**Requirement:** Transcribe the listing in full, excluding any pictures.

-- BEGIN --

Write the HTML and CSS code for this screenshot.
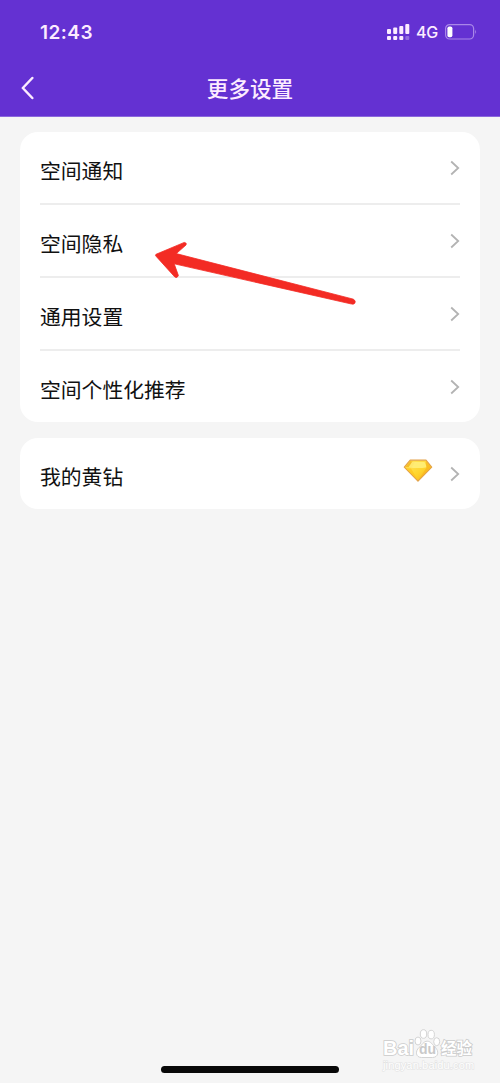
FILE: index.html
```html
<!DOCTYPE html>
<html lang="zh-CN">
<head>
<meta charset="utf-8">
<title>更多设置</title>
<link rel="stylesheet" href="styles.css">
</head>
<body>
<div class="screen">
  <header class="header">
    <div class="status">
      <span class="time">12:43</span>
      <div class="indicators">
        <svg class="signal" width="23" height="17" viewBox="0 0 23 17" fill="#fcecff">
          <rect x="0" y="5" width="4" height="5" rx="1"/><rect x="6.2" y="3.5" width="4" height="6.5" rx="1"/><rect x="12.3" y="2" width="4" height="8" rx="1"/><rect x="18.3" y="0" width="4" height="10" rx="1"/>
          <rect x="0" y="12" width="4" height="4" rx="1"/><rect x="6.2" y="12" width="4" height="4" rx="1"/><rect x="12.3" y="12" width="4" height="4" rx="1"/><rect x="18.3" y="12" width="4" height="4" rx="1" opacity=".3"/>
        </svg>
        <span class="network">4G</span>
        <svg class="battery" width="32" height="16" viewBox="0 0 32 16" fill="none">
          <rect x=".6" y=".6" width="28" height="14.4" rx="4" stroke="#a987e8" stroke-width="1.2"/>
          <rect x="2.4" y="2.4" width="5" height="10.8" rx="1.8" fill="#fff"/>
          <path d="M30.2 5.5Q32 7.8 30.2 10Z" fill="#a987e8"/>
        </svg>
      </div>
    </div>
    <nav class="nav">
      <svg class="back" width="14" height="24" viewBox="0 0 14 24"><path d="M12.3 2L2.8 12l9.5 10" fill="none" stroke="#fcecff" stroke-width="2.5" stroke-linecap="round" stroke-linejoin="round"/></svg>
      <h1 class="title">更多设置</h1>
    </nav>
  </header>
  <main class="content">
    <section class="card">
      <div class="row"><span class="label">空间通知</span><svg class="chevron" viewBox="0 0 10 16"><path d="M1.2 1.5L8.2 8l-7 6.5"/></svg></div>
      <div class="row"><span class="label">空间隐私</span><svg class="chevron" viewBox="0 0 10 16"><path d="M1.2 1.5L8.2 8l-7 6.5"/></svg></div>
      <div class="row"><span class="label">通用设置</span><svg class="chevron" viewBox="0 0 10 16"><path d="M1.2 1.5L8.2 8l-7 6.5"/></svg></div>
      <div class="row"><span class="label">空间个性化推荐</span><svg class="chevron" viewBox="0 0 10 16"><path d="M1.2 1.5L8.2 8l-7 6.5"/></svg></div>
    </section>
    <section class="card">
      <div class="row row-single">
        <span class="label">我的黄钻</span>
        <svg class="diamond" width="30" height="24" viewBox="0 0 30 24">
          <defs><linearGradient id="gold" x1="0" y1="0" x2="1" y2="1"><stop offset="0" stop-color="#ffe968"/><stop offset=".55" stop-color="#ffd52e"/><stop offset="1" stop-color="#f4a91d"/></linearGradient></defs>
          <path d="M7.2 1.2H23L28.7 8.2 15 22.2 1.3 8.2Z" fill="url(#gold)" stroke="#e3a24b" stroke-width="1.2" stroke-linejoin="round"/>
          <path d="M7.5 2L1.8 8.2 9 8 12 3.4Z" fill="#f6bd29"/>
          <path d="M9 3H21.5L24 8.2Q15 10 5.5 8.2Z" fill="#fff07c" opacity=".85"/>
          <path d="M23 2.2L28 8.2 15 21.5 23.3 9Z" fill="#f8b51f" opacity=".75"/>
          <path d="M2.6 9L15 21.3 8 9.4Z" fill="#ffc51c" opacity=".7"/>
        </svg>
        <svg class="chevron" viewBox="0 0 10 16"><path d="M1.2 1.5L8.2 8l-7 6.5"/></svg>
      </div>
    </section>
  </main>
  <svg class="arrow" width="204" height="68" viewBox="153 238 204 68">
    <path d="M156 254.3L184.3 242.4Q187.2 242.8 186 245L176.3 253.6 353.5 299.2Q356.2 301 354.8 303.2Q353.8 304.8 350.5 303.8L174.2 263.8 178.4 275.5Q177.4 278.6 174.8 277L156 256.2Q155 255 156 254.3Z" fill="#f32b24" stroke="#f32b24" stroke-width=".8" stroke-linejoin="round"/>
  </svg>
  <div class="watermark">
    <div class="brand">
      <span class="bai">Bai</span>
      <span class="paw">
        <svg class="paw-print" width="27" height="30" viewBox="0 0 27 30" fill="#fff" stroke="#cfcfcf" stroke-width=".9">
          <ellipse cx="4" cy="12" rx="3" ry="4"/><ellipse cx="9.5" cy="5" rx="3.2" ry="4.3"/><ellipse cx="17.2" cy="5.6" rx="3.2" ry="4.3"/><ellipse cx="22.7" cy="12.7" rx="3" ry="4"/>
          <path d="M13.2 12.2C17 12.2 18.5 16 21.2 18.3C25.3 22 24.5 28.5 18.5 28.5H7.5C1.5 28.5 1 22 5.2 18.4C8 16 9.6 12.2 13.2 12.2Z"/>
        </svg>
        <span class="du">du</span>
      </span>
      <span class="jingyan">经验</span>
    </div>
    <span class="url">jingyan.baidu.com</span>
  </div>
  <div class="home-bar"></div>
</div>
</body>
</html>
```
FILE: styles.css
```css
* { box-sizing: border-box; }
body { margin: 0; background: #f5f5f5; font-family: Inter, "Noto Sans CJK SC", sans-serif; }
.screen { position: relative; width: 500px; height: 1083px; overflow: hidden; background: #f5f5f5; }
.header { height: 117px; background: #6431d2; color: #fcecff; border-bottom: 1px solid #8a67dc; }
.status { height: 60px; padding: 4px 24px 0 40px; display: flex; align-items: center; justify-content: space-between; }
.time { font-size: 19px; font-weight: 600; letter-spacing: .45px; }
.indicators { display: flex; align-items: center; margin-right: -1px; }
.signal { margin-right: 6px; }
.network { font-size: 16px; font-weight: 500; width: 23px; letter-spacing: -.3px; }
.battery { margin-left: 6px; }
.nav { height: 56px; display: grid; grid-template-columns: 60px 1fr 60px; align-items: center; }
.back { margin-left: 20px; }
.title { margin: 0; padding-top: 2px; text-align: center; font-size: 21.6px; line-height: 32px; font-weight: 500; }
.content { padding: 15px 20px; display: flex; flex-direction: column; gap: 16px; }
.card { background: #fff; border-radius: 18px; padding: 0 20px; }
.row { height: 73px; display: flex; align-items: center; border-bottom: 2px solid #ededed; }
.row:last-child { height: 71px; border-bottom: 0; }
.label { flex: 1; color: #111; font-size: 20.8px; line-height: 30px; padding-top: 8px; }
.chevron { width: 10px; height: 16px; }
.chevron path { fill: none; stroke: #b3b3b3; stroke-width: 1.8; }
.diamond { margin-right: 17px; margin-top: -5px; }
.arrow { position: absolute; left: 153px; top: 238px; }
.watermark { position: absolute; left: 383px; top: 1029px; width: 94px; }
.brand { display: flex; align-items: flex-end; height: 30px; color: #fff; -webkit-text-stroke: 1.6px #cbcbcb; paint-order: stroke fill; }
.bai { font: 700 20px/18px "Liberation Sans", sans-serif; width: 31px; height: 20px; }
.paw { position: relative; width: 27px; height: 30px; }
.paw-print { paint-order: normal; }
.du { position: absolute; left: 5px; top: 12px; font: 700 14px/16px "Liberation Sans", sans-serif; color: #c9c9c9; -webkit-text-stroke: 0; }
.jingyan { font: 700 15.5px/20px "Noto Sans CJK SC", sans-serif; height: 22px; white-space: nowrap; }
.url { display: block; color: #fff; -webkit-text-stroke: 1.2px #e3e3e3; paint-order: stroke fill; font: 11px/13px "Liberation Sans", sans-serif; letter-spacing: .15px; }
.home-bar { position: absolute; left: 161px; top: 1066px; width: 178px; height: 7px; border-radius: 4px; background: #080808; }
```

-- END --

**Output:**
Write the HTML and CSS code for this screenshot.
FILE: index.html
```html
<!DOCTYPE html>
<html lang="zh-CN">
<head>
<meta charset="utf-8">
<title>更多设置</title>
<link rel="stylesheet" href="styles.css">
</head>
<body>
<div class="screen">
  <header class="header">
    <div class="status">
      <span class="time">12:43</span>
      <div class="indicators">
        <svg class="signal" width="23" height="17" viewBox="0 0 23 17" fill="#fcecff">
          <rect x="0" y="5" width="4" height="5" rx="1"/><rect x="6.2" y="3.5" width="4" height="6.5" rx="1"/><rect x="12.3" y="2" width="4" height="8" rx="1"/><rect x="18.3" y="0" width="4" height="10" rx="1"/>
          <rect x="0" y="12" width="4" height="4" rx="1"/><rect x="6.2" y="12" width="4" height="4" rx="1"/><rect x="12.3" y="12" width="4" height="4" rx="1"/><rect x="18.3" y="12" width="4" height="4" rx="1" opacity=".3"/>
        </svg>
        <span class="network">4G</span>
        <svg class="battery" width="32" height="16" viewBox="0 0 32 16" fill="none">
          <rect x=".6" y=".6" width="28" height="14.4" rx="4" stroke="#a987e8" stroke-width="1.2"/>
          <rect x="2.4" y="2.4" width="5" height="10.8" rx="1.8" fill="#fff"/>
          <path d="M30.2 5.5Q32 7.8 30.2 10Z" fill="#a987e8"/>
        </svg>
      </div>
    </div>
    <nav class="nav">
      <svg class="back" width="14" height="24" viewBox="0 0 14 24"><path d="M12.3 2L2.8 12l9.5 10" fill="none" stroke="#fcecff" stroke-width="2.5" stroke-linecap="round" stroke-linejoin="round"/></svg>
      <h1 class="title">更多设置</h1>
    </nav>
  </header>
  <main class="content">
    <section class="card">
      <div class="row"><span class="label">空间通知</span><svg class="chevron" viewBox="0 0 10 16"><path d="M1.2 1.5L8.2 8l-7 6.5"/></svg></div>
      <div class="row"><span class="label">空间隐私</span><svg class="chevron" viewBox="0 0 10 16"><path d="M1.2 1.5L8.2 8l-7 6.5"/></svg></div>
      <div class="row"><span class="label">通用设置</span><svg class="chevron" viewBox="0 0 10 16"><path d="M1.2 1.5L8.2 8l-7 6.5"/></svg></div>
      <div class="row"><span class="label">空间个性化推荐</span><svg class="chevron" viewBox="0 0 10 16"><path d="M1.2 1.5L8.2 8l-7 6.5"/></svg></div>
    </section>
    <section class="card">
      <div class="row row-single">
        <span class="label">我的黄钻</span>
        <svg class="diamond" width="30" height="24" viewBox="0 0 30 24">
          <defs><linearGradient id="gold" x1="0" y1="0" x2="1" y2="1"><stop offset="0" stop-color="#ffe968"/><stop offset=".55" stop-color="#ffd52e"/><stop offset="1" stop-color="#f4a91d"/></linearGradient></defs>
          <path d="M7.2 1.2H23L28.7 8.2 15 22.2 1.3 8.2Z" fill="url(#gold)" stroke="#e3a24b" stroke-width="1.2" stroke-linejoin="round"/>
          <path d="M7.5 2L1.8 8.2 9 8 12 3.4Z" fill="#f6bd29"/>
          <path d="M9 3H21.5L24 8.2Q15 10 5.5 8.2Z" fill="#fff07c" opacity=".85"/>
          <path d="M23 2.2L28 8.2 15 21.5 23.3 9Z" fill="#f8b51f" opacity=".75"/>
          <path d="M2.6 9L15 21.3 8 9.4Z" fill="#ffc51c" opacity=".7"/>
        </svg>
        <svg class="chevron" viewBox="0 0 10 16"><path d="M1.2 1.5L8.2 8l-7 6.5"/></svg>
      </div>
    </section>
  </main>
  <svg class="arrow" width="204" height="68" viewBox="153 238 204 68">
    <path d="M156 254.3L184.3 242.4Q187.2 242.8 186 245L176.3 253.6 353.5 299.2Q356.2 301 354.8 303.2Q353.8 304.8 350.5 303.8L174.2 263.8 178.4 275.5Q177.4 278.6 174.8 277L156 256.2Q155 255 156 254.3Z" fill="#f32b24" stroke="#f32b24" stroke-width=".8" stroke-linejoin="round"/>
  </svg>
  <div class="watermark">
    <div class="brand">
      <span class="bai">Bai</span>
      <span class="paw">
        <svg class="paw-print" width="27" height="30" viewBox="0 0 27 30" fill="#fff" stroke="#cfcfcf" stroke-width=".9">
          <ellipse cx="4" cy="12" rx="3" ry="4"/><ellipse cx="9.5" cy="5" rx="3.2" ry="4.3"/><ellipse cx="17.2" cy="5.6" rx="3.2" ry="4.3"/><ellipse cx="22.7" cy="12.7" rx="3" ry="4"/>
          <path d="M13.2 12.2C17 12.2 18.5 16 21.2 18.3C25.3 22 24.5 28.5 18.5 28.5H7.5C1.5 28.5 1 22 5.2 18.4C8 16 9.6 12.2 13.2 12.2Z"/>
        </svg>
        <span class="du">du</span>
      </span>
      <span class="jingyan">经验</span>
    </div>
    <span class="url">jingyan.baidu.com</span>
  </div>
  <div class="home-bar"></div>
</div>
</body>
</html>
```
FILE: styles.css
```css
* { box-sizing: border-box; }
body { margin: 0; background: #f5f5f5; font-family: Inter, "Noto Sans CJK SC", sans-serif; }
.screen { position: relative; width: 500px; height: 1083px; overflow: hidden; background: #f5f5f5; }
.header { height: 117px; background: #6431d2; color: #fcecff; border-bottom: 1px solid #8a67dc; }
.status { height: 60px; padding: 4px 24px 0 40px; display: flex; align-items: center; justify-content: space-between; }
.time { font-size: 19px; font-weight: 600; letter-spacing: .45px; }
.indicators { display: flex; align-items: center; margin-right: -1px; }
.signal { margin-right: 6px; }
.network { font-size: 16px; font-weight: 500; width: 23px; letter-spacing: -.3px; }
.battery { margin-left: 6px; }
.nav { height: 56px; display: grid; grid-template-columns: 60px 1fr 60px; align-items: center; }
.back { margin-left: 20px; }
.title { margin: 0; padding-top: 2px; text-align: center; font-size: 21.6px; line-height: 32px; font-weight: 500; }
.content { padding: 15px 20px; display: flex; flex-direction: column; gap: 16px; }
.card { background: #fff; border-radius: 18px; padding: 0 20px; }
.row { height: 73px; display: flex; align-items: center; border-bottom: 2px solid #ededed; }
.row:last-child { height: 71px; border-bottom: 0; }
.label { flex: 1; color: #111; font-size: 20.8px; line-height: 30px; padding-top: 8px; }
.chevron { width: 10px; height: 16px; }
.chevron path { fill: none; stroke: #b3b3b3; stroke-width: 1.8; }
.diamond { margin-right: 17px; margin-top: -5px; }
.arrow { position: absolute; left: 153px; top: 238px; }
.watermark { position: absolute; left: 383px; top: 1029px; width: 94px; }
.brand { display: flex; align-items: flex-end; height: 30px; color: #fff; -webkit-text-stroke: 1.6px #cbcbcb; paint-order: stroke fill; }
.bai { font: 700 20px/18px "Liberation Sans", sans-serif; width: 31px; height: 20px; }
.paw { position: relative; width: 27px; height: 30px; }
.paw-print { paint-order: normal; }
.du { position: absolute; left: 5px; top: 12px; font: 700 14px/16px "Liberation Sans", sans-serif; color: #c9c9c9; -webkit-text-stroke: 0; }
.jingyan { font: 700 15.5px/20px "Noto Sans CJK SC", sans-serif; height: 22px; white-space: nowrap; }
.url { display: block; color: #fff; -webkit-text-stroke: 1.2px #e3e3e3; paint-order: stroke fill; font: 11px/13px "Liberation Sans", sans-serif; letter-spacing: .15px; }
.home-bar { position: absolute; left: 161px; top: 1066px; width: 178px; height: 7px; border-radius: 4px; background: #080808; }
```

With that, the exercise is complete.